%%

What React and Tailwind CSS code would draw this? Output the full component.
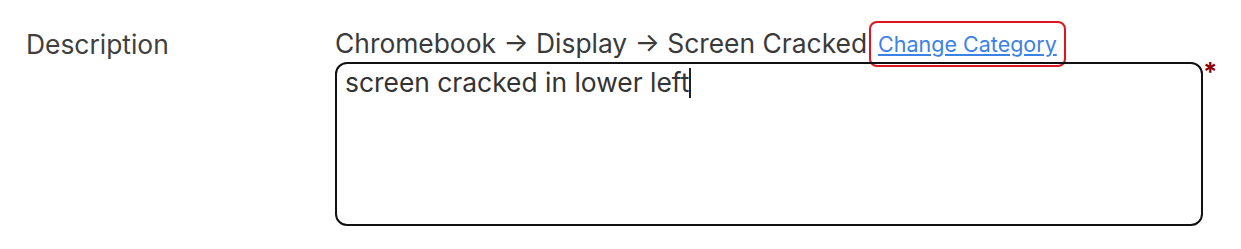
export default function App() {
  return (
    <div className="w-[1241px] h-[249px] bg-white font-['Inter',sans-serif]">
      <div className="flex pt-[26px] pl-[26px]">
        <div className="w-[309px] shrink-0 text-[26.4px] leading-[36px] text-[#3f3f3f]">Description</div>
        <div className="flex flex-col">
          <div className="flex items-center h-[36px] text-[26.4px] text-[#3a3a3a]">
            <span>Chromebook → Display → Screen Cracked</span>
            <span className="ml-[2px] px-[7px] py-[6px] border-2 border-[#e0141e] rounded-[8px]">
              <a href="#" className="block text-[21.5px] leading-[30px] text-[#3b82e6] underline underline-offset-2">
                Change Category
              </a>
            </span>
          </div>
          <div className="flex items-start">
            <div className="w-[868px] h-[164px] border-2 border-[#111] rounded-[12px] px-[8px] pt-[2px] text-[26.4px] leading-[32px] text-[#333]">
              screen cracked in lower left<span className="inline-block w-[2px] h-[30px] bg-[#222] align-[-6px]" />
            </div>
            <span className="text-[#8b0000] text-[26px] leading-[22px] font-bold -mt-[1px]">*</span>
          </div>
        </div>
      </div>
    </div>
  );
}
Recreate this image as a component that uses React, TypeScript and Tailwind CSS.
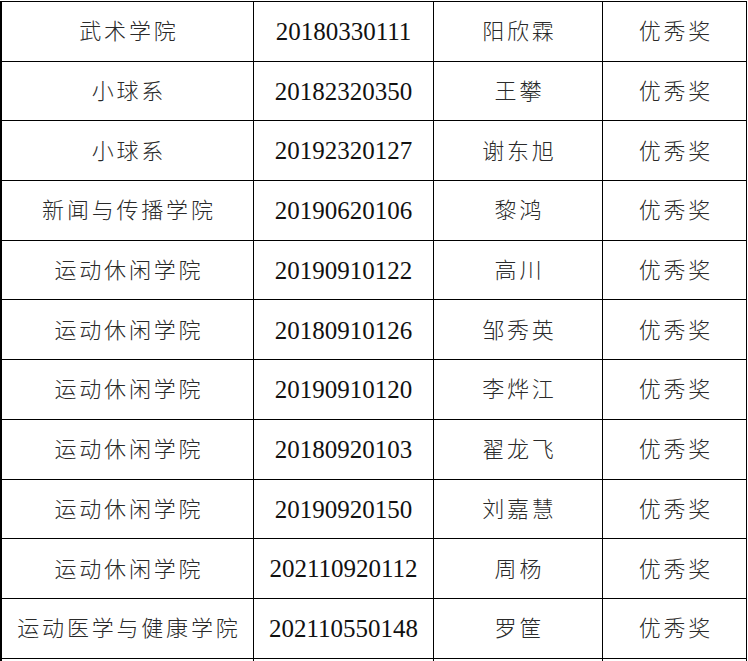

%%

» **Set task**
Each record must be quoted in full and exactly. Do not include the pictures.

» **Answer to the task**
What React and Tailwind CSS code would draw this? Output the full component.
export default function App() {
  return (
    <div className="w-[1241px] h-[249px] bg-white font-['Inter',sans-serif]">
      <div className="flex pt-[26px] pl-[26px]">
        <div className="w-[309px] shrink-0 text-[26.4px] leading-[36px] text-[#3f3f3f]">Description</div>
        <div className="flex flex-col">
          <div className="flex items-center h-[36px] text-[26.4px] text-[#3a3a3a]">
            <span>Chromebook → Display → Screen Cracked</span>
            <span className="ml-[2px] px-[7px] py-[6px] border-2 border-[#e0141e] rounded-[8px]">
              <a href="#" className="block text-[21.5px] leading-[30px] text-[#3b82e6] underline underline-offset-2">
                Change Category
              </a>
            </span>
          </div>
          <div className="flex items-start">
            <div className="w-[868px] h-[164px] border-2 border-[#111] rounded-[12px] px-[8px] pt-[2px] text-[26.4px] leading-[32px] text-[#333]">
              screen cracked in lower left<span className="inline-block w-[2px] h-[30px] bg-[#222] align-[-6px]" />
            </div>
            <span className="text-[#8b0000] text-[26px] leading-[22px] font-bold -mt-[1px]">*</span>
          </div>
        </div>
      </div>
    </div>
  );
}
Recreate this image as a component that uses React, TypeScript and Tailwind CSS.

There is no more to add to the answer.